■ **Records from a dataset**:

========================================================================

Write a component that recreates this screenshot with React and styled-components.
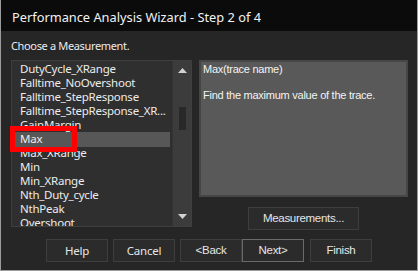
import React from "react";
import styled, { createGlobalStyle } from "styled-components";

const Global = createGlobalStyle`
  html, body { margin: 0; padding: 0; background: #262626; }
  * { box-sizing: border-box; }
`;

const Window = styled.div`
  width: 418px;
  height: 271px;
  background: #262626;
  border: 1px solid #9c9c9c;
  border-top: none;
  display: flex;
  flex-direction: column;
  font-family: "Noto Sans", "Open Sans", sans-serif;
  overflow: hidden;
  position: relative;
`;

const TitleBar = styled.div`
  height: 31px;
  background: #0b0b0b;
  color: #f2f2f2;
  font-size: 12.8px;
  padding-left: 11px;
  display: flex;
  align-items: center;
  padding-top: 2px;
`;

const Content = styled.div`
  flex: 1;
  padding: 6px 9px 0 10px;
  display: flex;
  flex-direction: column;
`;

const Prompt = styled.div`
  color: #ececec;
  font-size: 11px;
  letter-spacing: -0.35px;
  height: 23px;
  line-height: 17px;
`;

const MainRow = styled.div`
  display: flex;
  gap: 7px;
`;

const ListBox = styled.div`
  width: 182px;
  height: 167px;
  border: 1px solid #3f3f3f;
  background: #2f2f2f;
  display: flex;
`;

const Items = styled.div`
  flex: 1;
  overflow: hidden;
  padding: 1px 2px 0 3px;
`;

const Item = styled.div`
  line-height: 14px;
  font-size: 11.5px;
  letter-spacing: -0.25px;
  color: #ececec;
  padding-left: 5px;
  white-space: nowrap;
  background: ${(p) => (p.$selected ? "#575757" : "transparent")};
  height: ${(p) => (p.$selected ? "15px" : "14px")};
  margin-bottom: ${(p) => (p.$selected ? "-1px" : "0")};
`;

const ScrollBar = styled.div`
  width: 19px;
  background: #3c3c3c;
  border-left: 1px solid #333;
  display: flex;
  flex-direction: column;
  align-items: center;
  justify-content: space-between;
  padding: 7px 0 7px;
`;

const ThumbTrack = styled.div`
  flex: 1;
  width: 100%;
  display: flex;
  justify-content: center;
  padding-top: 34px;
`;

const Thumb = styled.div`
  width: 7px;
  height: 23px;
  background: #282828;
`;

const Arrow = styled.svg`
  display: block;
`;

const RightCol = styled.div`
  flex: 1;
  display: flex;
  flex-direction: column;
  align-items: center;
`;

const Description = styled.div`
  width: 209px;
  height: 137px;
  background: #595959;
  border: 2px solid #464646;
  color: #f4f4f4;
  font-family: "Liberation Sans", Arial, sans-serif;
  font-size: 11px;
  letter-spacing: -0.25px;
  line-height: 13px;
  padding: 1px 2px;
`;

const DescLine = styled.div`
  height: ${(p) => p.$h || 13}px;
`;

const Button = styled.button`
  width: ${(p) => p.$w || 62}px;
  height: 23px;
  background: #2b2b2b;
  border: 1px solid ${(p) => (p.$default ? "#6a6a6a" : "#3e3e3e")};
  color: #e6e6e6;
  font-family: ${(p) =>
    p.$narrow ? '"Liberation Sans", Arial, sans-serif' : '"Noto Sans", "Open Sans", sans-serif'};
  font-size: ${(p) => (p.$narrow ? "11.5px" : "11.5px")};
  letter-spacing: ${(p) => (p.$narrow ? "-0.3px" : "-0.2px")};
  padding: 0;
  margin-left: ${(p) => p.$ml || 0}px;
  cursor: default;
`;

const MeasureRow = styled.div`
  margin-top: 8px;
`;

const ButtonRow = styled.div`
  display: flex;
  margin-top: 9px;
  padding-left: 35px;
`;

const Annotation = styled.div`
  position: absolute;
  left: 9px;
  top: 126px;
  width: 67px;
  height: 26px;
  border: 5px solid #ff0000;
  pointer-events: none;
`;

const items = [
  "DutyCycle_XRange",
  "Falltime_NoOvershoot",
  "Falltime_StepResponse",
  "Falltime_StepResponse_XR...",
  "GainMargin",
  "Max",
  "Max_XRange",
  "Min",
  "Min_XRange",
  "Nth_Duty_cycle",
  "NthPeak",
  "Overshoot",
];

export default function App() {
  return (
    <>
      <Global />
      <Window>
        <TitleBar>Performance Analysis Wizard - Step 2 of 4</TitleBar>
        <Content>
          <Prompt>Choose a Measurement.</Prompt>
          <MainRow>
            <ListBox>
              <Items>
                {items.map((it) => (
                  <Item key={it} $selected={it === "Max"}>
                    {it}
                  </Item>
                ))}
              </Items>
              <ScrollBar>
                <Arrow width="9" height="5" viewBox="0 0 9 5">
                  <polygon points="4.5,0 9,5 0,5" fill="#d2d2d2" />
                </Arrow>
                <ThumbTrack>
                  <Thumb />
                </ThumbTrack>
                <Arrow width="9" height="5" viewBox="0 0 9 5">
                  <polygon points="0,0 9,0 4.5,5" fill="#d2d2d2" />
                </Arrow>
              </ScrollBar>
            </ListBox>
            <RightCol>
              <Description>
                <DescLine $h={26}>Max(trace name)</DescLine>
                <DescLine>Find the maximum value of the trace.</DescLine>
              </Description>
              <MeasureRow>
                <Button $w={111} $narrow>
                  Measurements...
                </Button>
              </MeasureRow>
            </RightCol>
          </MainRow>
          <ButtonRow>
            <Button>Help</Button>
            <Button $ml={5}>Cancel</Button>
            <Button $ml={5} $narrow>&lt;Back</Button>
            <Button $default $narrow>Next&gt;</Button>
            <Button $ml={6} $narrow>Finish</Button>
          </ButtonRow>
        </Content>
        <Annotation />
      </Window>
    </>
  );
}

========================================================================

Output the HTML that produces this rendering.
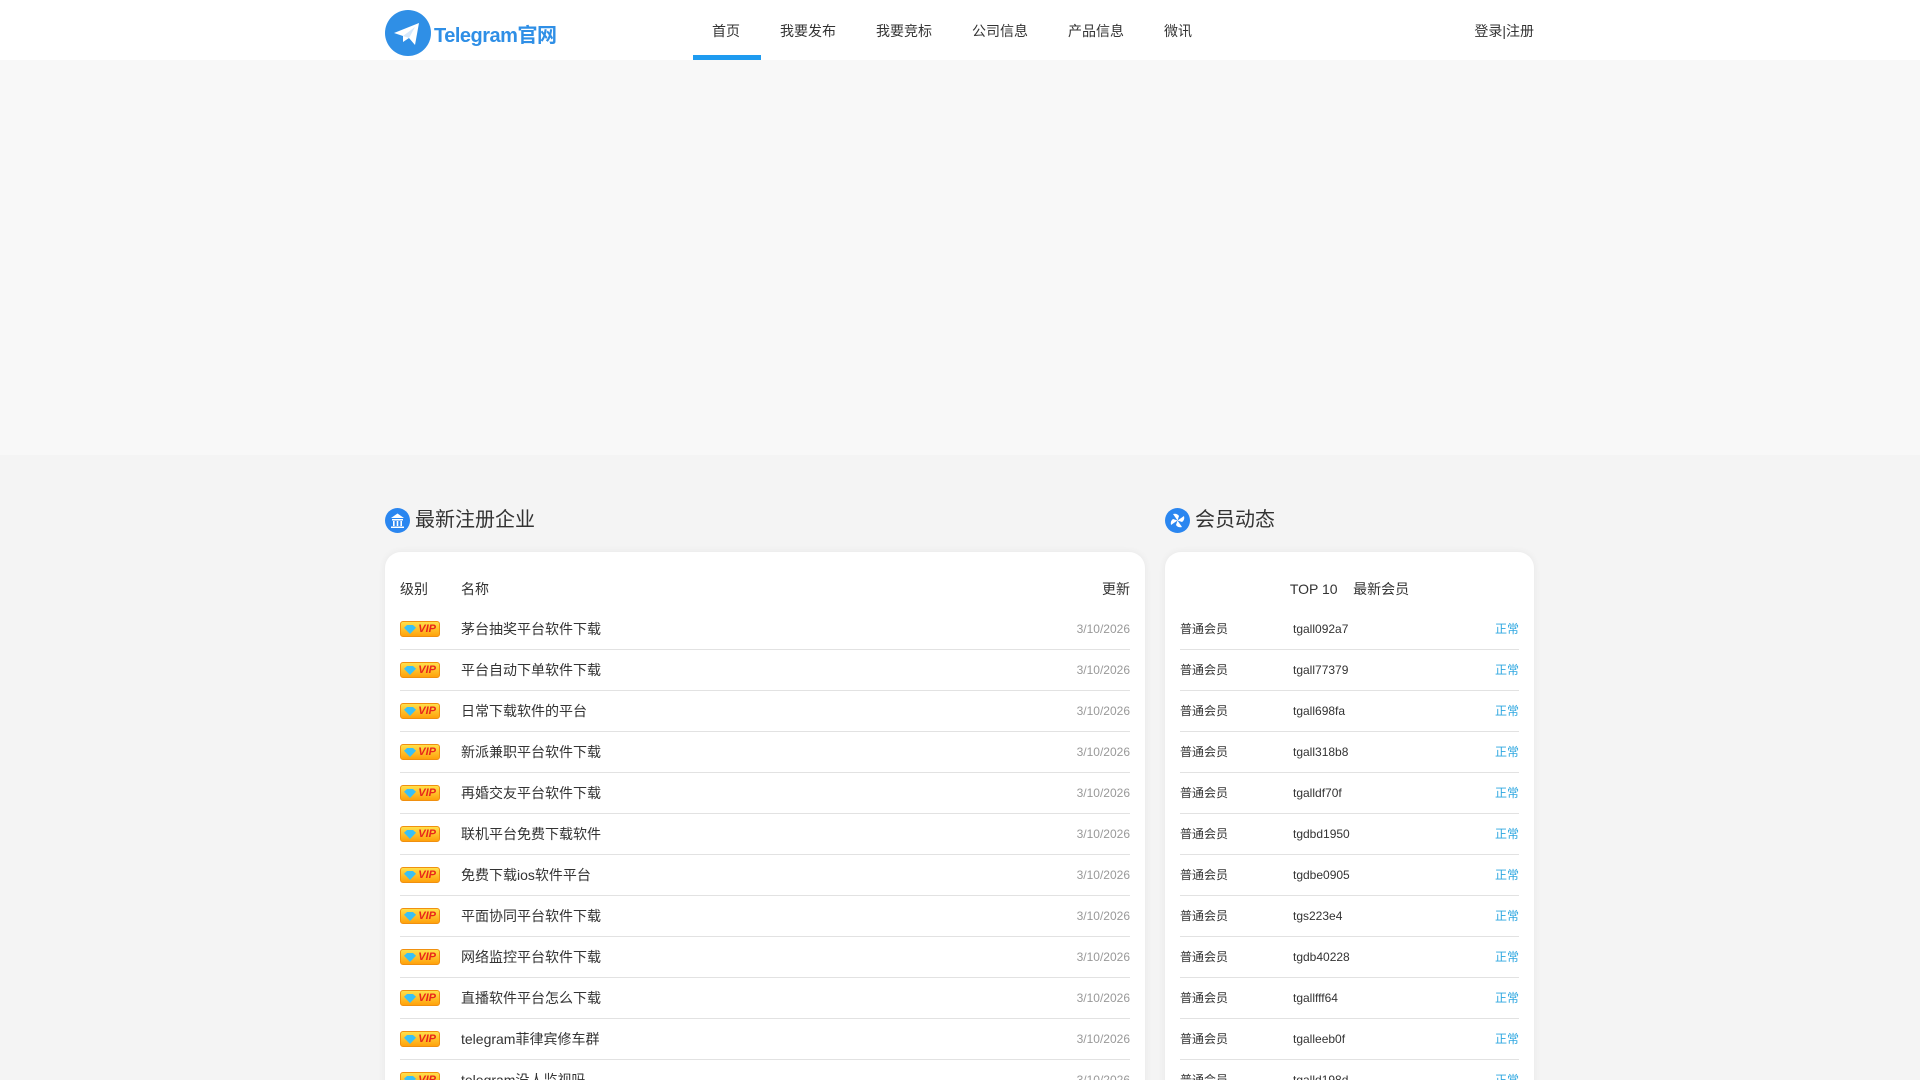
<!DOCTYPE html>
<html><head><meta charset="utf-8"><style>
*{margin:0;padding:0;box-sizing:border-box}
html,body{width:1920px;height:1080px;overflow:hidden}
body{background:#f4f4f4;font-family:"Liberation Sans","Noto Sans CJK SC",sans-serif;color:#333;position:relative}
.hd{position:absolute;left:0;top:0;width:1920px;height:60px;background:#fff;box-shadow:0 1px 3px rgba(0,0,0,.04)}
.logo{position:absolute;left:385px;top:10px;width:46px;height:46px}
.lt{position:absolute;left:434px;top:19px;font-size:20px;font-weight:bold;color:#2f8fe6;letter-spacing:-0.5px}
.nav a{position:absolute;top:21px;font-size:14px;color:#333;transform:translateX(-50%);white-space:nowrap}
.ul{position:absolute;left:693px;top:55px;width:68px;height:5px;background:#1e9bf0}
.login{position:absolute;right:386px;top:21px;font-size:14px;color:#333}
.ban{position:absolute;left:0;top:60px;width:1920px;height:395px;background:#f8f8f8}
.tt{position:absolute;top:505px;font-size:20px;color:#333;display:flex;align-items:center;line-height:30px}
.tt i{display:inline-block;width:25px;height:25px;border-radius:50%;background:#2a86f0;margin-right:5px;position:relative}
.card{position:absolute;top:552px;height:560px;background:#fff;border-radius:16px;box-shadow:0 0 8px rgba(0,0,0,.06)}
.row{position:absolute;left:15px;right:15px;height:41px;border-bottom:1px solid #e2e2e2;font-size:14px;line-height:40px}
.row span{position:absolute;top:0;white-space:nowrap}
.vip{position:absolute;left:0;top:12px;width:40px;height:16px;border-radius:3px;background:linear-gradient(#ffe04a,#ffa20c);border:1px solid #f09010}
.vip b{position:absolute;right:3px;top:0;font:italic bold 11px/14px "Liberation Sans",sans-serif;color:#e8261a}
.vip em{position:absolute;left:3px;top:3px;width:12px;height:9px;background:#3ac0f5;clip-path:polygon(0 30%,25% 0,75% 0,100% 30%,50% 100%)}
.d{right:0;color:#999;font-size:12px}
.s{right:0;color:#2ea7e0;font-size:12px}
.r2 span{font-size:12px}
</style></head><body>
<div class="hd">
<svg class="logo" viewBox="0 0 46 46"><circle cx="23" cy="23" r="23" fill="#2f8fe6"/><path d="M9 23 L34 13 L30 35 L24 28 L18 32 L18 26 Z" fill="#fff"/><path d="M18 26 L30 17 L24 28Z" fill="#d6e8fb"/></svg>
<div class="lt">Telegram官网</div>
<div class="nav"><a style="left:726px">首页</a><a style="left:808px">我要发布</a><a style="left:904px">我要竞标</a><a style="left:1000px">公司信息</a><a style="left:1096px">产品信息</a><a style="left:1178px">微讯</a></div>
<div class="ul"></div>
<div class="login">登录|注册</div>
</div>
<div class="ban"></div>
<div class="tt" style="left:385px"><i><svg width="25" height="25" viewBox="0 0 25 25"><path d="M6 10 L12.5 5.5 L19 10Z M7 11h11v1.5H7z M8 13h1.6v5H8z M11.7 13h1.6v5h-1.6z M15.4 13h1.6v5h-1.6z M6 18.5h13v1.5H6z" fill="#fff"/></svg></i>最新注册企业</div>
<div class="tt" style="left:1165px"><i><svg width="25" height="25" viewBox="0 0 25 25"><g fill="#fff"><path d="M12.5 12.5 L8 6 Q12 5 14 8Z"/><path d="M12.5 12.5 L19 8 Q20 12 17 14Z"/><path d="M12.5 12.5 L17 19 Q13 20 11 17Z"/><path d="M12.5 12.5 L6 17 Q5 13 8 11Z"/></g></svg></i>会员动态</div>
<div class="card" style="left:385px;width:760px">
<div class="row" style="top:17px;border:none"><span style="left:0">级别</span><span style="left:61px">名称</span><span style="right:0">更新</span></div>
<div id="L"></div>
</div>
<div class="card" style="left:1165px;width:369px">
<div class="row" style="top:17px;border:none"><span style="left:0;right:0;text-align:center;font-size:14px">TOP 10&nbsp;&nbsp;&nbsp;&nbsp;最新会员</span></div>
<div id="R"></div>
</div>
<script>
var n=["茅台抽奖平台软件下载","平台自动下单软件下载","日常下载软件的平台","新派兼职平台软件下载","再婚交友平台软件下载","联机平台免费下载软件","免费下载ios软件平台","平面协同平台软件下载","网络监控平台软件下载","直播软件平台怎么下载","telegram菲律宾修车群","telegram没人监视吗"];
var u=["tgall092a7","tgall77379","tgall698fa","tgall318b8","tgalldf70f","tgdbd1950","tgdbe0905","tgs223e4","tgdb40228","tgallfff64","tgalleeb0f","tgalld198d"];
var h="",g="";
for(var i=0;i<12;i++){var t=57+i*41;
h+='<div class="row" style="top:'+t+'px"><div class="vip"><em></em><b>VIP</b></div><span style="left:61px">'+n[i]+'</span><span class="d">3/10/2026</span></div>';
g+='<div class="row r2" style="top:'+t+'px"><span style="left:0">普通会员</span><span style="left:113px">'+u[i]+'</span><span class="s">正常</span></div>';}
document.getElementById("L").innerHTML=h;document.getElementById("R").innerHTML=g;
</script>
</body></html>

========================================================================

■ **Work to complete**: Copy each line containing the word "that" from the data.

■ **Complete output**:
Write a component that recreates this screenshot with React and styled-components.
Output the HTML that produces this rendering.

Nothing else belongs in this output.